Why Chelsea fans have hated Sarriball this season – and even victory in Europe won't help him

Sarri Europa League

The story, by now, is a fairly familiar one. A new manager arrives and tries to impose a style of football that fans don’t like; one that clashes with the club’s perceived traditions. As results go south, friction turns to hostility and before long the terraces are ringing with calls for the manager’s head. In the last decade alone, we’ve witnessed it happen with Roy Hodgson at Liverpool, David Moyes at Manchester United and Sam Allardyce at... well, pretty much everywhere he’s gone.

In some ways, then, Maurizio Sarri – whose vain attempts to convince the Stamford Bridge faithful about the merits of “Sarriball” have made for one of the season’s stranger subplots – is following a well-trodden path. But in another sense, Sarri’s case is the exact opposite of the above managers, who were all met with opposition due to their agricultural, unpolished brand of football. The Italian's approach, by contrast, is elaborate, technical and fundamentally possession-based.

All of which made the chants of “Fuck Sarriball”, which echoed around Stamford Bridge in the early months of 2019, as intriguing as they were aggressive. Many a club’s fanbase views attacking, pass-and-move football as a sacred part of their heritage. But are Chelsea the first modern heavyweight to lay claim to the opposite? Do Chelsea supporters – who enjoyed their greatest days under Jose Mourinho – actually see no-frills, long-ball football as the “Chelsea way”?

It’s certainly hard to recall another instance of supporters actively taking against an ostensibly progressive style with such vigour. The nearest recent precedent is probably Old Trafford’s impatience with Louis van Gaal – but even then, the irritation never spilled over into anything approaching the sort of open mutiny on show in west London.

Zola, Sarri

Both instances point to an interesting contradiction in a sport where a coach’s style is increasingly important, and where results are no longer the be-all and end-all for their job prospects. Namely that “progressive” football can be boring too. You only need to have sat through some of the more plodding, shot-shy displays of Sarri’s Chelsea or Van Gaal’s United to have been presented with a fine case in the aesthetic merits of route one.

Perhaps it’s no coincidence that it's at a club whose modern incarnation has been founded on the notion of managerial short-termism – and with spectacular success – where the fans seem uniquely unconvinced by a manager’s long-term vision. For the author and Chelsea fan Mark Worrall, though, hostility towards Sarriball was borne of several grievances, not all of them aesthetic.

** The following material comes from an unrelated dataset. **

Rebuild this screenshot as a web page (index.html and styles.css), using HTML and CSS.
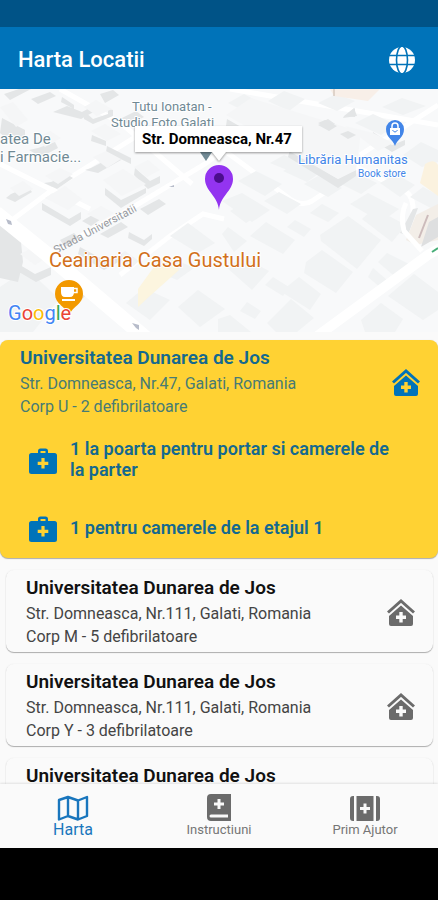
FILE: index.html
```
<!DOCTYPE html>
<html lang="ro">
<head>
  <meta charset="utf-8">
  <meta name="viewport" content="width=device-width, initial-scale=1">
  <title>Harta Locatii</title>
  <link rel="stylesheet" href="styles.css">
</head>
<body>
  <!-- shared icons -->
  <svg class="sprite" aria-hidden="true">
    <symbol id="home-plus" viewBox="0 0 30 28">
      <path d="M2 14.500 15 3l13 11.500" fill="none" stroke="currentColor" stroke-width="3"/>
      <path fill="currentColor" fill-rule="evenodd" d="M15 7.500 27 18v8q0 2-2 2H5q-2 0-2-2V18zM13.300 14v3.500H10v3.400h3.300v3.500h3.400v-3.500H20v-3.400h-3.300V14z"/>
    </symbol>
    <symbol id="kit" viewBox="0 0 28 26">
      <path fill="currentColor" fill-rule="evenodd" d="M9 5V3q0-2.500 2.500-2.500h5Q19 .5 19 3v2h6.500Q28 5 28 7.500v16q0 2.500-2.500 2.500h-23Q0 26 0 23.500v-16Q0 5 2.500 5zM11.500 5h5V3h-5zM12.400 10v3.700H8.700v3.200h3.700v3.700h3.200v-3.700h3.700v-3.200h-3.700V10z"/>
    </symbol>
  </svg>

  <div class="status-bar"></div>
  <header class="app-bar">
    <h1>Harta Locatii</h1>
    <button class="lang" aria-label="Limba">
      <svg viewBox="0 0 26 26" width="26" height="26">
        <circle cx="13" cy="13" r="13" fill="#fff"/>
        <g fill="none" stroke="#0073b9" stroke-width="1.600">
          <ellipse cx="13" cy="13" rx="5.500" ry="14"/>
          <path d="M0 8.500h26M0 17.500h26"/>
        </g>
      </svg>
    </button>
  </header>

  <main>
    <div class="map">
      <svg viewBox="0 0 438 243" preserveAspectRatio="xMidYMid slice">
        <rect width="438" height="243" fill="#f8f9fa"/>
        <!-- side streets -->
        <g fill="none" stroke="#fff" stroke-width="5">
          <path d="M48 165 130 120 205 75 236 52"/>
          <path d="M120 186 170 147 203 125 224 130"/>
          <path d="M225 62 290 110q12 8 22 2l18-12"/>
          <path d="M336 68 405 102q9 5 8 22"/>
          <path d="M360 66 438 16M230 0l208 36M60 0l62 35 70 60"/>
          <path d="M0 75l90 45M0 140l60-45 80-50"/>
        </g>
        <!-- flat blocks -->
        <g fill="#f1f3f4">
          <path d="M238 92l18-10 26 13-17 12zM264 112l15-9 22 12-14 10zM222 112l20-8 28 17-18 12zM283 82l16-9 22 10-14 10zM304 95l14-8 24 12-14 9zM270 74l14-8 20 9-12 8z"/>
          <path d="M331 90l18-9 28 13-16 11zM350 115l18-11 31 16-18 13zM320 146l28-19 33 24-24 29-36-28zM362 130l12-11 32 17-14 17zM310 124l12-9 17 9-11 9z"/>
          <path d="M306 173l16-12 31 22-17 21-32-20zM284 200l15-12 22 17-11 16-30-19zM265 196l8-8 16 10-6 9zM267 234l24-24 23 19-17 14h-21zM240 222l7-9 14 9-6 8zM218 230l12-4 21 17h-33z"/>
          <path d="M226 178l17-10 26 14-17 19zM250 147l16-14 29 18-12 14zM222 145l6-7 19 14-13 11zM287 138l8-7 16 9-7 8zM230 122l12-7 12 14-8 5z"/>
          <path d="M378 173l9-9 22 11-10 16zM368 188l5-9 14 12-6 8zM388 207l26-22 24 18v18l-15 10zM361 231l20-17 22 16-8 13h-30z"/>
          <path d="M154 181l18-12 22 10-17 12zM126 214l18-15 26 12-20 20zM178 218l20-17 27 19-25 18zM170 147l18-13 27 20-17 10zM115 170l10-8 14 10-9 8z"/>
          <path d="M318 14l18-9 19 7-18 10zM268 12l16-10 21 8-16 12zM228 14l16-9 15 8-15 9zM382 18l20-9 24 8-23 9zM355 34l18-9 24 11-16 10zM403 66l18-13 17 8v12l-16 5zM380 94l16-9 19 11-15 12zM410 108l13-10 15 8v17z"/>
          <path d="M0 198l27-18 32 30-26 33H0z"/>
        </g>
        <!-- raised buildings, lighter roofs over grey sides -->
        <g fill="#e4e6e7">
          <path d="M2 29l23 12v9l-12 4-13-10zM53 23l14-6 15 6 15-8v6l-16 9zM84 22l9 8 15-5v-5l5 1v6l-20 8-9-5zM38 59l17-6 3 6-17 9-12-7zM92 46l14 6v5l-15-5zM107 57l24 12v6l-25-12zM91 79l25-13 5 5-23 13-13-3zM51 93l17-7 5 3-16 11-13-6zM62 8l12 8v4l-13-7zM100 5l13-4 6 5-14 8z"/>
          <path d="M135 79l15 13 10-5v7l-12 6-14-14zM105 99l16 12 25-12v5l-25 15-16-13zM42 114l27 16 12-7v7l-11 7-28-16zM11 105l17-7 4 5-17 10-9-4zM0 132l20 11 3 30-5 20-18-4zM20 176l15 9 16-7v8l-15 7-17-10zM80 158l26 14 16-7v6l-18 10-26-16zM129 143l15 8 8-6v5l-8 7-16-8z"/>
          <path d="M227 30l21 12v6l-22-11zM290 61l48 29 18-9v6l-18 12-50-31zM344 27l10-8 3 8-14 2zM373 43l19 13 13-5v5l-13 7-20-12zM322 33l6-3 10 7-5 3zM302 37l10-5 9 7-9 4z"/>
          <path d="M56 202l20-10 14 9-12 14zM82 132l17-10 8 4-16 11zM100 145l21-12 7 5-20 11zM60 151l14-7 5 5-14 9zM140 120l19-10 7 5-18 11zM31 10l19-7 6 4-18 8zM120 30l16-8 8 6-15 8zM4 5l15-5h12L10 11zM400 144l13-24 5-1-10 27z"/>
        </g>
        <g fill="#f5f6f7">
          <path d="M0 18l13-5 15 18-12 7zM35 49l15-7 11 7-16 9zM84 18l12-7 16 9-15 7zM91 42l14-7 16 10-14 7zM93 68l13-6 15 8-14 9zM103 91l20-11 23 15-24 12zM134 78l14-7 12 10-13 7zM45 109l20-12 17 13-14 11zM45 87l15-8 13 6-15 10zM10 99l13-7 10 8-14 7zM87 125l14-8 13 7-13 8zM20 165l17-9 14 10-16 10z"/>
          <path d="M226 26l25-17 110 34-5 38-18 9zM345 37l28 7 20 10-15 8z"/>
        </g>
        <g fill="#e3e5e6">
          <path d="M318 36l8-4 11 5-8 5zM340 45l8-3 8 4-8 4zM345 27l10-8v9zM325 31l10 4-7 4-10-5z"/>
        </g>
        <path d="M406 151l10-25 22-11v36l-22 5z" fill="#f3eee8"/>
        <path d="M425 75q9-6 13 1v31l-18-13z" fill="#fbf2df"/>
        <path d="M330 0h50l-12 12-34-5z" fill="#f8efe8"/>
        <path d="M138 200l21-29 12-2 8 12-28 25-13 12z" fill="#fcf5df"/>
        <path d="M421 158l8-25 9-5v20z" fill="#dedfe0"/>
        <path d="M419 149l9-23" stroke="#cbb" stroke-width="2"/>
        <!-- main streets -->
        <g fill="none" stroke="#fff">
          <path d="M-4 124 48 166 148 251" stroke-width="15"/>
          <path d="M316 248 428 166l14-8" stroke-width="10"/>
          <path d="M406 114q-6 12-2 28l18 20" stroke-width="5"/>
        </g>
        <path d="M432 163l6-4" stroke="#46ad77" stroke-width="2"/>
        <path d="M6 130l5 2 1 4-4-1zM132 234l7 2v5l-3-2zM169 98l5-2v2z" fill="#b7bcca"/>
        <path d="M334 0v7" stroke="#c6b8ac"/>

        <g class="poi grey">
          <text x="132" y="22">Tutu Ionatan -</text>
          <text x="111" y="38">Studio Foto Galati</text>
          <text x="0" y="55" class="mid">atea De</text>
          <text x="0" y="73" class="mid">i Farmacie...</text>
          <path d="M200 63h12l-6 9z"/>
        </g>
        <text class="street" transform="translate(56 165) rotate(-28)">Strada Universitatii</text>
        <g class="poi blue">
          <path d="M395 57c-2-7-9-8-9-17a9 9 0 0 1 18 0c0 9-7 10-9 17z"/>
          <path d="M390 39h10v7h-10z" fill="#fff"/>
          <path d="M392 39v-2a3 3 0 0 1 6 0v2" fill="none" stroke="#fff" stroke-width="1.500"/>
          <path d="M392.500 41q2.500 4 5 0" fill="none" stroke="#4285e8"/>
          <text x="298" y="75" class="shop">Librăria Humanitas</text>
          <text x="358" y="88" class="kind">Book store</text>
        </g>
        <text class="poi cafe" x="49" y="178">Ceainaria Casa Gustului</text>
        <path d="M69 226c-4-9-14-11-14-21a14 14 0 0 1 28 0c0 10-10 12-14 21z" fill="#f29900"/>
        <path d="M61 198h13v5q0 5-4 5h-5q-4 0-4-5zM62 210h13v2H62z" fill="#fff"/>
        <path d="M74 199.500h3v4h-4" fill="none" stroke="#fff" stroke-width="1.500"/>
        <text class="google" x="8" y="231"><tspan fill="#4285f4">G</tspan><tspan fill="#ea4335">o</tspan><tspan fill="#fbbc04">o</tspan><tspan fill="#4285f4">g</tspan><tspan fill="#34a853">l</tspan><tspan fill="#ea4335">e</tspan></text>

        <!-- selected marker and its label -->
        <path class="bubble" d="M135 37h167v26h-76l-7 9-7-9h-77z"/>
        <text class="bubble-text" x="142" y="55">Str. Domneasca, Nr.47</text>
        <path d="M219 121c-1-14-14-19-14-31a14 14 0 0 1 28 0c0 12-13 17-14 31z" fill="#9334f0"/>
        <circle cx="219" cy="89" r="5" fill="#4b0d8d"/>
      </svg>
    </div>

    <section class="locations">
      <article class="card active">
        <div class="card-head">
          <div>
            <h2>Universitatea Dunarea de Jos</h2>
            <p>Str. Domneasca, Nr.47, Galati, Romania</p>
            <p>Corp U - 2 defibrilatoare</p>
          </div>
          <svg class="home"><use href="#home-plus"/></svg>
        </div>
        <ul>
          <li><svg class="kit"><use href="#kit"/></svg><span>1 la poarta pentru portar si camerele de la parter</span></li>
          <li><svg class="kit"><use href="#kit"/></svg><span>1 pentru camerele de la etajul 1</span></li>
        </ul>
      </article>
      <article class="card">
        <div class="card-head">
          <div>
            <h2>Universitatea Dunarea de Jos</h2>
            <p>Str. Domneasca, Nr.111, Galati, Romania</p>
            <p>Corp M - 5 defibrilatoare</p>
          </div>
          <svg class="home"><use href="#home-plus"/></svg>
        </div>
      </article>
      <article class="card">
        <div class="card-head">
          <div>
            <h2>Universitatea Dunarea de Jos</h2>
            <p>Str. Domneasca, Nr.111, Galati, Romania</p>
            <p>Corp Y - 3 defibrilatoare</p>
          </div>
          <svg class="home"><use href="#home-plus"/></svg>
        </div>
      </article>
      <article class="card">
        <div class="card-head">
          <h2>Universitatea Dunarea de Jos</h2>
        </div>
      </article>
    </section>
  </main>

  <nav class="tabs">
    <a href="#harta" class="current">
      <svg viewBox="0 0 32 26" width="32" height="26" fill="none" stroke="currentColor" stroke-width="2.400" stroke-linejoin="round">
        <path d="M2 5 11 2l10 3.500L30 2v19l-9 3.500L11 21l-9 3.500zM11 2v19M21 5.500v19"/>
      </svg>
      <span>Harta</span>
    </a>
    <a href="#instructiuni">
      <svg viewBox="0 0 24 27" width="24" height="27">
        <path fill="currentColor" fill-rule="evenodd" d="M4 0h20v27H4q-4 0-4-4V4q0-4 4-4zM10.500 5v3.500H7v3h3.500V15h3v-3.500H17v-3h-3.500V5zM4 20.500q-1.500 0-1.500 1.500T4 23.500h17v-3z"/>
      </svg>
      <span>Instructiuni</span>
    </a>
    <a href="#prim-ajutor">
      <svg viewBox="0 0 30 25" width="30" height="25">
        <path fill="currentColor" fill-rule="evenodd" d="M3 0h1v25H3q-3 0-3-3V3q0-3 3-3zM26 0h1q3 0 3 3v19q0 3-3 3h-1zM6.500 0h17v25h-17zM13.500 7.500V11H10v3h3.500v3.500h3V14H20v-3h-3.500V7.500z"/>
      </svg>
      <span>Prim Ajutor</span>
    </a>
  </nav>
  <div class="system-bar"></div>
</body>
</html>
```
FILE: styles.css
```
* {
    box-sizing: border-box;
}
body {
    margin: 0;
    height: 100vh;
    display: flex;
    flex-direction: column;
    background: #fafafa;
    color: #111;
    font-family: Roboto, "Liberation Sans", sans-serif;
}
h1, h2, p, ul {
    margin: 0;
    padding: 0;
}
.sprite {
    position: absolute;
    width: 0;
    height: 0;
}
.status-bar {
    flex: none;
    height: 27px;
    background: #005387;
}
.app-bar {
    flex: none;
    height: 62px;
    padding: 3px 23px 0 18px;
    display: flex;
    align-items: center;
    justify-content: space-between;
    background: #0073b9;
    color: #fff;
}
.app-bar h1 {
    font-size: 22px;
    font-weight: 500;
}
.lang {
    display: flex;
    padding: 0;
    border: 0;
    background: none;
}
main {
    flex: 1;
    min-height: 0;
    overflow: hidden;
}

/* map */
.map {
    height: 243px;
}
.map svg {
    display: block;
    width: 100%;
    height: 100%;
}
.poi text, .cafe {
    stroke: #fff;
    stroke-width: 2px;
    stroke-linejoin: round;
    paint-order: stroke;
}
.grey {
    fill: #708994;
    font-size: 13px;
}
.mid {
    font-size: 15px;
}
.blue {
    fill: #4285e8;
}
.shop {
    font-size: 13px;
}
.kind {
    font-size: 10px;
}
.cafe {
    fill: #d2711c;
    font-size: 20px;
}
.street {
    fill: #96999e;
    font-size: 11px;
}
.google {
    font-size: 20px;
    stroke: #fff;
    stroke-width: 2px;
    paint-order: stroke;
}
.bubble {
    fill: #fff;
    filter: drop-shadow(0 1px 1px rgba(0, 0, 0, .4));
}
.bubble-text {
    font-size: 15px;
    font-weight: 700;
}

/* list */
.locations {
    padding-top: 8px;
    display: flex;
    flex-direction: column;
    gap: 12px;
}
.card {
    margin: 0 5px 0 6px;
    padding: 6px 17px 4px 20px;
    border-radius: 8px;
    background: #fafafa;
    box-shadow: 0 1px 1px rgba(0, 0, 0, .3), 0 0 2px rgba(0, 0, 0, .06);
}
.card.active {
    margin: 0;
    padding-bottom: 10px;
    background: #ffd233;
    color: #14698f;
}
.card-head {
    display: flex;
    align-items: center;
    justify-content: space-between;
}
.card h2 {
    margin-bottom: 2px;
    font-size: 19px;
    line-height: 24px;
    font-weight: 600;
}
.card p {
    font-size: 16px;
    line-height: 23px;
    color: #444;
}
.card.active p {
    color: #477b75;
}
.home {
    flex: none;
    width: 30px;
    height: 28px;
    color: #6b6b6b;
}
.active .home, .kit {
    color: #0073b9;
}
.card ul {
    margin-top: 20px;
    display: flex;
    flex-direction: column;
    gap: 26px;
    list-style: none;
}
.card li {
    min-height: 42px;
    padding: 0 24px 0 9px;
    display: flex;
    align-items: center;
    gap: 13px;
    font-size: 18px;
    line-height: 21px;
    font-weight: 600;
}
.kit {
    flex: none;
    width: 28px;
    height: 26px;
    margin-top: 3px;
}

/* bottom navigation */
.tabs {
    flex: none;
    height: 64px;
    display: flex;
    background: #fafafa;
    box-shadow: 0 -1px 2px rgba(0, 0, 0, .1);
    z-index: 1;
}
.tabs a {
    flex: 1;
    padding-bottom: 9px;
    display: flex;
    flex-direction: column;
    align-items: center;
    justify-content: flex-end;
    color: #757575;
    font-size: 13px;
    line-height: 18px;
    text-decoration: none;
}
.tabs a svg {
    color: #6b6b6b;
}
.tabs a.current, .tabs a.current svg {
    color: #1976bd;
}
.tabs a.current {
    font-size: 16px;
}
.system-bar {
    flex: none;
    height: 52px;
    background: #000;
}
```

“Chelsea fans like a bit of King’s Road style and swagger about their managers,” says Worrall. “Conte and Mourinho won early support because they looked and acted the part. Sarri is a tracksuit coach, which is fair enough, but he never made any kind of effort to open up to the crowd.” 

“Playing N’Golo Kante, the world’s best defensive midfielder, out of position became a huge bone of contention, as did his persistence with Marcos Alonso. Throw in his predictable changes, reluctance to give Ruben Loftus-Cheek and Callum Hudson-Odoi adequate game time and crushing defeats at Manchester City (6-0) and Bournemouth (4-0), and the ‘fuck Sarriball’ flare-up – which ignited during the 2-0 home loss to the worst Man United side in 45 years – was a boiling over of fans’ frustration.”

But that was then. While Sarri’s inaugural season hit its nadir during that defeat to United, there has been a quiet resurgence in the three months since. The football has been more incisive, Eden Hazard has hit some of the best form of his career and, having spent much of the spring in a frantic scramble for the top four, Chelsea finished the season in lofty third. Amid it all, an uneasy peace has broken out between the touchline and terraces: if the Chelsea fans are still some way from being full-on Sarriball converts, nor are they the vocal dissenters of a few months ago.

It could all be capped with silverware if Sarri’s men emerge triumphant from next week’s Europa League final. In theory, then, Wednesday’s showdown in Baku could serve as something of a referendum on Sarriball: might a win – who knows, maybe even an exciting one – be enough to tilt public support in the manager’s favour?

For Worrall, though, any such approval will only be temporary. “The anger dissipated with a modest upturn in results, youngsters featuring more regularly and also the realisation that Sarri won’t be around for the long-term — Chelsea managers never are,” he says. “Today the reality is that Sarri is now widely seen as a placeholder for Frank Lampard, whose maiden season at Derby has shown all the qualities Chelsea fans were hopeful of. The writing seems to be on the wall.”

Judging by reports emanating from Turin this week, Chelsea fans might well get their wish as early as this summer.

Or maybe – just maybe – Sarri will render all of that redundant and plant himself at Stamford Bridge for the long haul. The fans might even thank him for it in the end. Because if every manager is little more than a sacking waiting to happen, what’s the point getting excited about the next one?